I feel profound sadness that the generations being born today may NEVER see snow. It will only be yet another ‘fairy tale’ told by grandparents. Only a picture on a Christmas card. There will be no felt – with all one’s senses – connection to that picture. To that magic. O

Of course, I am aware that some parts of the world do not get snow; that natives of those lands never (or in many, many generations) experienced snow. But that’s a little different. It reminds me of the old philosophical pondering of, ‘’Tis better to have loved and lost than never to have loved at all.’ (Alfred Tennyson). I am a long-time advocate of that approach to life. But when it comes to snow, I become wobbly in my advocacy. I sometimes wish never to have known snow so as not to feel this desperate, profound sense of loss.

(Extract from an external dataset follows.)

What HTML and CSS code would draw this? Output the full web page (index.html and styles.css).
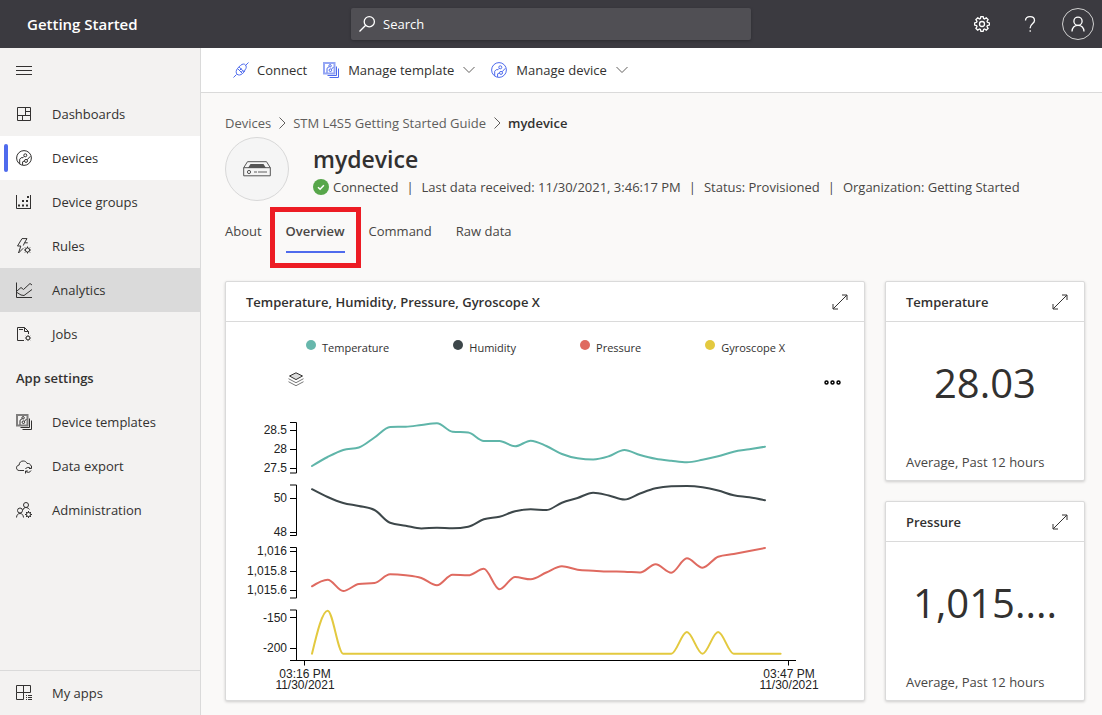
FILE: index.html
```
<!DOCTYPE html>
<html lang="en">
<head>
<meta charset="utf-8">
<title>Getting Started</title>
<meta name="viewport" content="width=device-width, initial-scale=1">
<link rel="stylesheet" href="styles.css">
</head>
<body>
<svg class="defs" aria-hidden="true">
  <symbol id="i-circuit" viewBox="0 0 16 16">
    <circle cx="8" cy="8" r="7.4"/><circle cx="9.3" cy="5.3" r="1.5"/><circle cx="10" cy="10.9" r="1.5"/>
    <path d="M8.2 6.4 7 7.7H5.2L3.7 9.2v4.9M11.1 9.8l3.2-3.5M6.6 15v-3.2l1.9-.9"/>
  </symbol>
  <symbol id="i-template" viewBox="0 0 16 16">
    <path d="M1 1h10.5v10.5H1z" class="thick"/>
    <circle cx="7.1" cy="3.8" r="1.2"/><circle cx="7.4" cy="8.2" r="1.3"/>
    <path d="M6.1 4.7 4 6.3v4.5M8.4 7.3l2.2-2.4M13.5 4.5v9h-9M15.5 6.5v9h-9"/>
  </symbol>
  <symbol id="i-gear" viewBox="0 0 16 16">
    <circle cx="8" cy="8" r="2.5"/>
    <path d="M6.900.500h2.200l.5 2 .9.4 1.800-1.100 1.800 1.800-1.100 1.800.4.9 2 .6v2.200l-2 .5-.4.9 1.100 1.800-1.800 1.800-1.800-1.100-.9.4-.5 2H6.900l-.5-2-.9-.4-1.800 1.100-1.800-1.800 1.100-1.800-.4-.9-2-.5V6.900l2-.6.4-.9-1.100-1.800 1.800-1.800 1.800 1.100.9-.4z"/>
  </symbol>
  <symbol id="i-minigear" viewBox="0 0 16 16">
    <circle cx="8" cy="8" r="4.2"/>
    <path d="M8 1v3M8 12v3M1 8h3M12 8h3M3 3l2 2M11 11l2 2M13 3l-2 2M5 11l-2 2"/>
  </symbol>
  <symbol id="i-expand" viewBox="0 0 16 16">
    <path d="M1.2 14.8 14.8 1.2M10 1h5v5M1 10v5h5"/>
  </symbol>
  <symbol id="i-down" viewBox="0 0 12 8"><path d="M.5 1 6 6.5 11.500 1"/></symbol>
  <symbol id="i-right" viewBox="0 0 8 12"><path d="M1.500.5 7 6 1.500 11.500"/></symbol>
</svg>

<header class="topbar">
  <div class="brand">Getting Started</div>
  <label class="search">
    <svg class="icon" viewBox="0 0 16 16" aria-hidden="true"><circle cx="10.300" cy="5.700" r="5.100"/><path d="M6.700 9.300.5 15.500"/></svg>
    <input type="search" placeholder="Search" aria-label="Search">
  </label>
  <div class="tools">
    <button class="tool" aria-label="Settings"><svg class="icon"><use href="#i-gear"/></svg></button>
    <button class="tool" aria-label="Help"><svg class="icon" viewBox="0 0 16 16"><path d="M3.500 4.500C3.600 2 5.400.6 8 .6s4.500 1.500 4.500 3.800c0 3.200-4.300 3.600-4.300 7.300v.6M8.200 14.200v1.600"/></svg></button>
    <button class="avatar" aria-label="Account"><svg class="icon" viewBox="0 0 16 16"><circle cx="8" cy="5.200" r="4.100"/><path d="M2 15.500c.2-3.900 2.600-6.200 6-6.200s5.800 2.300 6 6.200"/></svg></button>
  </div>
</header>

<div class="shell">
  <nav class="sidebar" aria-label="Main">
    <button class="nav-item" aria-label="Toggle navigation"><svg class="icon" viewBox="0 0 16 16"><path d="M0 4.500h16M0 8.500h16M0 12.500h16"/></svg></button>
    <a class="nav-item" href="#"><svg class="icon" viewBox="0 0 16 16"><path d="M1.500 1.500h13v13h-13zM9.500 1.500v8M1.500 9.500h13M9.500 5.500h5M6.500 9.500v5"/></svg>Dashboards</a>
    <a class="nav-item current" href="#" aria-current="page"><svg class="icon"><use href="#i-circuit"/></svg>Devices</a>
    <a class="nav-item" href="#"><svg class="icon" viewBox="0 0 16 16"><path d="M.5 1v13.500H15M14.500 1v13.500"/><path class="solid" d="M2 10.500h2v2H2zM6 10.500h2v2H6zM6 6h2v2H6zM10 10.500h2v2h-2zM10 6h2v2h-2zM11 2h2v2h-2z"/></svg>Device groups</a>
    <a class="nav-item" href="#"><svg class="icon" viewBox="0 0 16 16"><path d="M6 .6h5L8.500 4.800h3.200M6 .6 1.500 8h3.300L2.500 15l4.800-4.800M8.500 4.800 7.300 7.500"/><use href="#i-minigear" x="7.500" y="8" width="8" height="8" class="heavy"/></svg>Rules</a>
    <a class="nav-item hover" href="#"><svg class="icon" viewBox="0 0 16 16"><path d="M.5.5v15H16M1 9l4-3.500 2.500 2L14 1.500 16 3M1 10.500l4 2.500 3 .5 8-6"/></svg>Analytics</a>
    <a class="nav-item" href="#"><svg class="icon" viewBox="0 0 16 16"><path d="M8 14.500H1.500v-13h7l4 4V8M8.500 1.500v4h4M3 3.500h4"/><use href="#i-minigear" x="8.500" y="8.500" width="7" height="7" class="heavy"/></svg>Jobs</a>
    <h2 class="nav-heading">App settings</h2>
    <a class="nav-item" href="#"><svg class="icon"><use href="#i-template"/></svg>Device templates</a>
    <a class="nav-item" href="#"><svg class="icon" viewBox="0 0 16 16"><path d="M8 12.500H3.200C1.500 12.500.5 11.300.5 9.800s1.100-2.600 2.600-2.700C3.300 4.300 5 3 7.200 3c1.900 0 3.200.9 3.800 2.400 2.300-.1 3.600.9 4.200 2.600M9.500 11c.6-1.700 3.500-2.300 5-.8M15.500 8v2.500H13M15 12.500c-.7 2-3.500 2.500-5 1M9.500 15.500V13h2.400"/></svg>Data export</a>
    <a class="nav-item" href="#"><svg class="icon" viewBox="0 0 16 16"><circle cx="10" cy="3" r="2.500"/><circle cx="4" cy="8.500" r="2.500"/><path d="M.5 15.500c.2-2.600 1.500-4 3.500-4s3.300 1.400 3.500 4M6.500 8.500 8 6c2-.9 4-.6 5.500 1.500"/><use href="#i-minigear" x="8.500" y="8.500" width="8" height="8" class="heavy"/></svg>Administration</a>
    <a class="nav-item foot" href="#"><svg class="icon" viewBox="0 0 16 16"><path d="M.5 .5h14v7H.5zM.5 7.500v7h7V.5M10 10.500h1M12 10.500h4M10 12.500h1M12 12.500h4M10 14.500h1M12 14.500h4"/></svg>My apps</a>
  </nav>

  <main class="main">
    <div class="commands">
      <button class="command"><svg class="icon blue" viewBox="0 0 16 16"><path d="m.5 15.500 3-3M12.500 3.500l3-3M6 4.800 11.200 10M7.500 3.500c2-2 4-1.700 5-.5s1.200 3-.6 5M4.500 6.500l5 5M6 4.800 4.500 6.500C2.800 8.500 2.800 11 4 12.200s3.500 1.200 5.500-.7l1.700-1.500M7.500 3.500 6 4.800M11.900 8l-.7 2M6.500 8.500l2-2M8.200 10.200l2-2"/></svg>Connect</button>
      <button class="command"><svg class="icon blue"><use href="#i-template"/></svg>Manage template<svg class="down"><use href="#i-down"/></svg></button>
      <button class="command"><svg class="icon blue"><use href="#i-circuit"/></svg>Manage device<svg class="down"><use href="#i-down"/></svg></button>
    </div>

    <div class="content">
      <nav class="crumbs" aria-label="Breadcrumb">
        <a href="#">Devices</a><svg class="sep"><use href="#i-right"/></svg>
        <a href="#">STM L4S5 Getting Started Guide</a><svg class="sep"><use href="#i-right"/></svg>
        <span class="here">mydevice</span>
      </nav>
      <section class="device">
        <div class="picture"><svg viewBox="0 0 28 16" aria-hidden="true"><path d="M.7 6.700h26.600v8.100H.7zM.7 6.700 4.500.7h19l3.800 6"/><path class="solid" d="M7.500 3h13l2.500 4H5z"/><circle cx="6" cy="11" r="1.600"/><path d="M11 11h3M15 11h9" class="pale"/></svg></div>
        <div class="facts">
          <h1>mydevice</h1>
          <div class="status">
            <svg class="ok" viewBox="0 0 16 16" aria-hidden="true"><circle cx="8" cy="8" r="8"/><path d="m5 8.200 2.100 2 3.800-4"/></svg>
            <span>Connected</span><i>|</i><span>Last data received: 11/30/2021, 3:46:17 PM</span><i>|</i><span>Status: Provisioned</span><i>|</i><span>Organization: Getting Started</span>
          </div>
        </div>
      </section>
      <div class="tabs" role="tablist">
        <button class="tab" role="tab">About</button>
        <button class="tab active" role="tab" aria-selected="true">Overview</button>
        <button class="tab" role="tab">Command</button>
        <button class="tab" role="tab">Raw data</button>
      </div>

      <div class="tiles">
        <section class="tile wide">
          <header class="tile-head"><h2>Temperature, Humidity, Pressure, Gyroscope X</h2><button aria-label="Expand"><svg class="icon"><use href="#i-expand"/></svg></button></header>
          <ul class="legend">
            <li class="teal">Temperature</li><li class="slate">Humidity</li><li class="coral">Pressure</li><li class="gold">Gyroscope X</li>
          </ul>
          <div class="chart-tools">
            <button aria-label="Stack"><svg class="icon" viewBox="0 0 16 16"><path class="top" d="M8 .8 14.500 4 8 7.600 1.500 4z"/><path class="low" d="m.5 6.700 7.500 4 7.500-4M.5 9.700l7.500 4 7.500-4" /></svg></button>
            <button class="more" aria-label="More"><svg viewBox="0 0 17 5"><circle cx="2.500" cy="2.500" r="1.500"/><circle cx="8.500" cy="2.500" r="1.500"/><circle cx="14.500" cy="2.500" r="1.500"/></svg></button>
          </div>
          <svg class="chart" viewBox="226 410 638 290" role="img" aria-label="Sensor readings over time">
            <g class="axis">
              <path d="M290 422.500h6.500v50.500H290M290 430.500h6.500M290 449.500h6.500M290 468.500h6.500"/>
              <path d="M290 485h6.500v50.500H290M290 498.500h6.500M290 532.500h6.500"/>
              <path d="M290 547.500h6.500V598H290M290 551.500h6.500M290 571.500h6.500M290 590.500h6.500"/>
              <path d="M290 610h6.500v50.500M290 617.500h6.500M290 648.500h6.500M290 660.500h506M304.500 660.500v5M788.500 660.500v5"/>
            </g>
            <g class="ylabels">
              <text x="287" y="434">28.5</text><text x="287" y="453">28</text><text x="287" y="472">27.5</text>
              <text x="287" y="502">50</text><text x="287" y="536">48</text>
              <text x="287" y="555">1,016</text><text x="287" y="575">1,015.8</text><text x="287" y="594">1,015.6</text>
              <text x="287" y="622">-150</text><text x="287" y="652">-200</text>
            </g>
            <g class="xlabels">
              <text><tspan x="305" y="678">03:16 PM</tspan><tspan x="305" y="689">11/30/2021</tspan></text>
              <text><tspan x="789" y="678">03:47 PM</tspan><tspan x="789" y="689">11/30/2021</tspan></text>
            </g>
            <g class="lines"><path id="temperature"/><path id="humidity"/><path id="pressure"/><path id="gyroscope"/></g>
          </svg>
        </section>
        <section class="tile">
          <header class="tile-head"><h2>Temperature</h2><button aria-label="Expand"><svg class="icon"><use href="#i-expand"/></svg></button></header>
          <div class="value">28.03</div><p class="note">Average, Past 12 hours</p>
        </section>
        <section class="tile">
          <header class="tile-head"><h2>Pressure</h2><button aria-label="Expand"><svg class="icon"><use href="#i-expand"/></svg></button></header>
          <div class="value">1,015....</div><p class="note">Average, Past 12 hours</p>
        </section>
      </div>
    </div>
  </main>
</div>
<script src="chart.js"></script>
</body>
</html>
```
FILE: styles.css
```
* { box-sizing: border-box; }
body { margin: 0; height: 100vh; display: flex; flex-direction: column; overflow: hidden; font: 13px/20px "Open Sans", "Noto Sans", sans-serif; color: #323130; background: #faf9f8; }
button { font: inherit; color: inherit; background: none; border: 0; padding: 0; cursor: pointer; }
a { color: inherit; text-decoration: none; }
h1, h2, p, ul { margin: 0; padding: 0; font-size: inherit; }
svg { fill: none; stroke: currentColor; stroke-width: 1; flex: none; display: block; }
.defs { position: absolute; width: 0; height: 0; }
.icon { width: 16px; height: 16px; overflow: visible; }
.solid { fill: currentColor; stroke: none; }
.heavy { stroke-width: 2; }
.thick { stroke-width: 2; opacity: .6; }
.blue { color: #4f6bed; }

.topbar { flex: none; height: 48px; display: grid; grid-template-columns: 1fr minmax(0, 400px) 1fr; align-items: center; background: #3b3a40; color: #fff; }
.brand { padding-left: 27px; font-size: 15px; font-weight: 600; }
.search { display: flex; align-items: center; gap: 8px; height: 32px; padding: 0 8px; border-radius: 2px; background: #504f54; box-shadow: 0 1px 3px rgba(0,0,0,.25); }
.search .icon { stroke-width: 1.3; }
.search input { flex: 1; min-width: 0; padding: 0; border: 0; outline: 0; background: none; color: #fff; font: inherit; }
.search input::placeholder { color: #fff; opacity: 1; }
.tools { display: flex; justify-content: flex-end; align-items: center; height: 48px; padding-right: 8px; }
.tool { width: 48px; height: 48px; display: grid; place-items: center; }
.tool .icon, .avatar .icon { stroke-width: 1.3; }
.avatar { width: 32px; height: 32px; margin-left: 8px; border: 1px solid #d0d0d0; border-radius: 50%; display: grid; place-items: center; }

.shell { flex: 1; min-height: 0; display: flex; }
.sidebar { flex: none; width: 201px; display: flex; flex-direction: column; background: #f3f2f1; border-right: 1px solid #dadada; }
.nav-item { position: relative; flex: none; height: 44px; padding: 0 16px; display: flex; align-items: center; gap: 20px; }
.nav-item.current { background: #fff; font-weight: 500; }
.nav-item.current::before { content: ""; position: absolute; left: 4px; top: 8px; bottom: 8px; width: 4px; border-radius: 2px; background: #4f6bed; }
.nav-item.hover { background: #dadada; }
.nav-heading { height: 44px; padding: 12px 16px; font-weight: 600; }
.nav-item.foot { height: 45px; margin-top: auto; border-top: 1px solid #dadada; }

.main { flex: 1; min-width: 0; }
.commands { height: 45px; padding: 0 32px; display: flex; gap: 16px; background: #fff; border-bottom: 1px solid #dadada; }
.command { display: flex; align-items: center; gap: 8px; }
.command:not(:first-child) { gap: 9px; }
.down { width: 12px; height: 8px; color: #605e5c; }
.content { padding: 20px 17px 0 24px; }
.crumbs { display: flex; align-items: center; gap: 7px; color: #605e5c; }
.sep { width: 8px; height: 12px; }
.here { font-weight: 600; color: #323130; }
.device { display: flex; gap: 24px; margin-top: 4px; }
.picture { width: 64px; height: 64px; border: 1px solid #d8d8d8; border-radius: 50%; background: #f5f5f5; display: grid; place-items: center; color: #555; }
.picture svg { width: 28px; height: 16px; }
.pale { stroke: #aaa; stroke-width: 2; }
.facts { padding-top: 6px; }
h1 { font-size: 23px; line-height: 32px; font-weight: 600; }
.status { display: flex; align-items: center; gap: 8px; margin-top: 2px; white-space: nowrap; color: #484644; }
.status i { font-style: normal; }
.ok { width: 16px; height: 16px; margin-right: -4px; stroke: none; }
.ok circle { fill: #57a64a; }
.ok path { stroke: #fff; stroke-width: 1.500; }

.tabs { display: flex; gap: 24px; height: 44px; margin-top: 8px; }
.tab { position: relative; height: 44px; color: #484644; }
.tab.active { font-weight: 600; }
.tab.active::before { content: ""; position: absolute; left: 0; right: 0; bottom: 0; height: 2px; background: #4f6bed; }
.tab.active::after { content: ""; position: absolute; inset: -2px -16px -15px; border: 5px solid #ed1c24; }

.tiles { display: grid; grid-template-columns: minmax(0, 1fr) 200px; grid-template-rows: 200px 200px; gap: 20px; margin-top: 28px; }
.tile { background: #fff; border: 1px solid #dadada; border-radius: 2px; box-shadow: 0 1px 3px rgba(0,0,0,.18); display: flex; flex-direction: column; }
.wide { grid-row: span 2; }
.tile-head { height: 40px; padding: 0 16px 0 20px; display: flex; align-items: center; justify-content: space-between; border-bottom: 1px solid #dadada; }
.tile-head h2 { font-weight: 600; }
.value { flex: 1; display: grid; place-items: center; padding-bottom: 8px; font-size: 40px; line-height: 48px; }
.note { padding: 0 20px 8px; color: #484644; }
.legend { display: flex; gap: 64px; padding: 16px 0 0 80px; list-style: none; font-size: 11px; line-height: 20px; }
.legend li { display: flex; gap: 6px; }
.legend li::before { content: ""; width: 10px; height: 10px; margin-top: 2px; border-radius: 50%; background: var(--tone); }
.teal { --tone: #67b7ac; } .slate { --tone: #3d474a; } .coral { --tone: #df6a60; } .gold { --tone: #e3c93f; }
.chart-tools { display: flex; justify-content: space-between; align-items: center; padding: 14px 23px 0 62px; }
.chart-tools .top { fill: #ddd; }
.chart-tools .low { stroke: #777; }
.more { padding-top: 4px; color: #000; }
.more svg { width: 17px; height: 5px; stroke-width: 1.500; }
.chart { width: 100%; margin-top: auto; }
.axis { stroke: #000; }
.chart text { fill: #222; stroke: none; font: 12px "Liberation Sans", Arial, sans-serif; }
.ylabels { text-anchor: end; }
.xlabels { text-anchor: middle; }
.lines { stroke-width: 2; stroke-linecap: round; }
#temperature { stroke: #5fb5a9; } #humidity { stroke: #3d474a; } #pressure { stroke: #df6a60; } #gyroscope { stroke: #e3c93f; }
```
FILE: chart.js
```
const START = 312, STEP = 15.62;

const series = {
  temperature: [466, 457, 450, 447.5, 437.5, 427, 426.7, 425, 423.2, 431.7, 432.5, 441, 441, 446.3, 440.7, 446, 454, 458.3, 459.5, 456.3, 450, 455, 458.8, 460.8, 462.3, 459.8, 456.3, 451.7, 449.3, 446.7],
  humidity: [489.2, 497, 503, 506, 510, 522.8, 525.7, 528.5, 527.7, 528.3, 526.7, 519.3, 516.7, 511.3, 509.3, 510, 502.7, 498, 492.7, 495.5, 499.5, 493.5, 488.3, 486.3, 486, 487.2, 490.5, 495.3, 497.3, 500.3],
  pressure: [586.3, 579.7, 591, 584, 583, 574.3, 575.3, 578, 585.3, 574.8, 575.3, 568.8, 589.3, 577, 579.3, 572.5, 566.3, 569.7, 570.7, 571.5, 571.7, 572.5, 564.3, 572.7, 558.3, 567.7, 556.7, 554, 551, 548],
  gyroscope: [653.7, 610.7, ...Array(22).fill(653.7), 632, 653.7, 632, 653.7, 653.7, 653.7, 653.7]
};

// Monotone cubic interpolation on evenly spaced samples.
function linePath(ys) {
  const n = ys.length;
  const slope = i => (ys[i + 1] - ys[i]) / STEP;
  const tangent = ys.map((_, i) => {
    if (i === 0 || i === n - 1) return null;
    const a = slope(i - 1), b = slope(i);
    if (a * b <= 0) return 0;
    return Math.sign(a) * Math.min(Math.abs(a), Math.abs(b), Math.abs(a + b) / 4) * 2;
  });
  tangent[0] = (3 * slope(0) - tangent[1]) / 2;
  tangent[n - 1] = (3 * slope(n - 2) - tangent[n - 2]) / 2;
  let d = `M${START} ${ys[0]}`;
  for (let i = 1; i < n; i++) {
    const x = START + i * STEP, h = STEP / 3;
    d += `C${x - 2 * h} ${ys[i - 1] + h * tangent[i - 1]} ${x - h} ${ys[i] - h * tangent[i]} ${x} ${ys[i]}`;
  }
  return d;
}

for (const [id, ys] of Object.entries(series)) {
  document.getElementById(id).setAttribute("d", linePath(ys));
}
```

When I was a kid, snow was everywhere. I’d walk to school at minus 25°C with 1.5-metre walls of snow on both sides of me that were compacted by those digging the paths open and throwing the snow to either side of that path. After school, my classmates and I would spend hours sliding down the tiniest hills we could find using carrier bags or our exercise books that wore poly covers.

And when the spring came, all that snow turned into slush that no waterproof footwear could counter; it was just a part of it. You didn’t feel inconvenienced because it’s a part of a package. The possibility of it being different did not enter our realities.

A bit like a family of five fighting over the one toilet in the house in the morning after Christmas dinner. Just an integral part of it. Inconvenient, uncomfortable, but not something that would make people think twice about having a Christmas dinner.